One thing that did irk me about so many of the pre-20th Century philosophers was their search for an “anchor”, an unmovable reference point for knowing, being and truth. E.g., Descartes’ “I think, therefore I am”. No one ever did much better. Plato speculated that there are “forms” behind it all; Hegel talked about “world spirit”; Schopenhauer said it is all grounded in “will”; and Husserl postulated something about a “transcendental ego”. And of course the ancient Jews and Christians said that it all comes down to God. Some folk said that science and empiricism is the best answer. Well, as it turned out, rational thinking left much to be desired (although irrational thinking leaves even more).

But one area of science does help answer a lot of philosophical questions, and that is the process of Darwinian evolution. In more than one lecture about a 16th or 17th century thinker, I wanted to shout back that all of this guy’s speculation could have been cut short and a lot of ink and breath could have been saved if they just knew how evolution worked back then. The first “great thinker” that seemed to get it was Dewey with his “empirical naturalism”.

But then again. I enjoy metaphysical speculation too, and I haven’t given up on the idea of God yet. So it may seem a bit contradictory for a person like me to be espousing the theory of evolution as the end-all for human wisdom. Well, perhaps I’m as much of a “piece of work” as some of the philosophers. Or maybe I’m just ready to concede that there is a natural realm, about which evolutionary processes can tell us much; and there is, at least in our minds, also a metaphysical realm, where everything is up for grabs. And the bridges between the two realms are very shaky.

But as humans, we are natural bridge builders, just as beavers are natural dam builders. So we go on speculating about how our realm of day-to-day objects, forces and complex side-effects (like American politics) relates to our imagined worlds of “forms” or “God and heaven” or “great laws”. Or perhaps “no other side at all”, as the atheists and modern scientists would have it. Well, no-bridge is still a metaphysical bridge of sorts; perhaps because evolution set our minds up to believe in some kind of metaphysics. It’s just part of our nature. The danger behind all this is that people too often decide that their bridge is better than all others. Then, even worse, they start trying to undermine or blow up the other bridges. That’s known, in its lighter manifestations, as closed-mindedness. When taken too far, it becomes holy war.

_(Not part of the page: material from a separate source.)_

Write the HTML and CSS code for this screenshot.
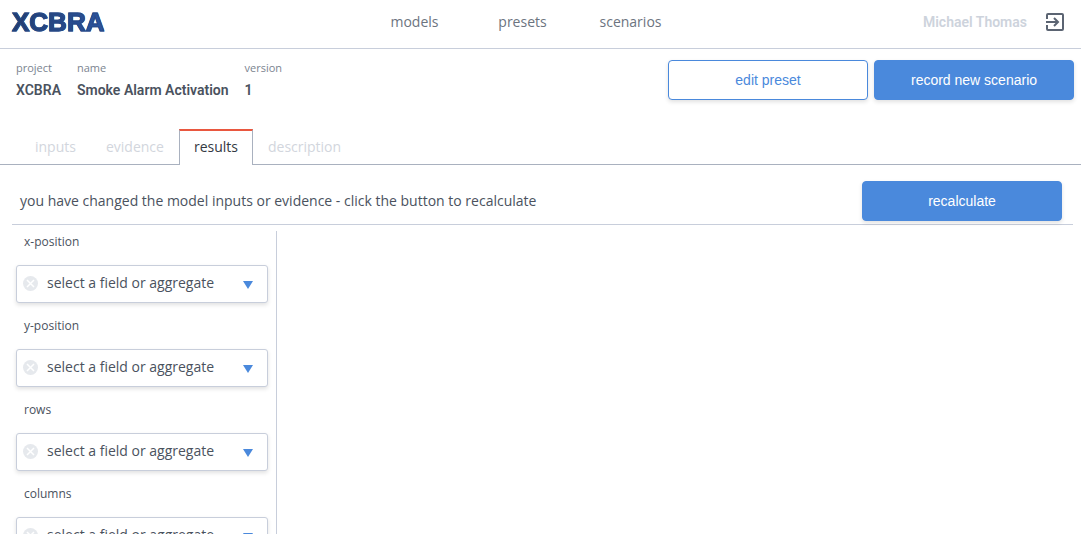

The best philosophy I can think of right now would be the attitude that your “bridge to the other side of reality” is my bridge too, and my bridge is your bridge. All bridges are to be respected (so long as they don’t lead to obviously disrespectful things like ritual killings or such). All religious and metaphysical views are to be considered. No one’s particular vision can contain the whole truth, but perhaps in the sum of all such visions lies a greater truth. That’s the best I can do for now.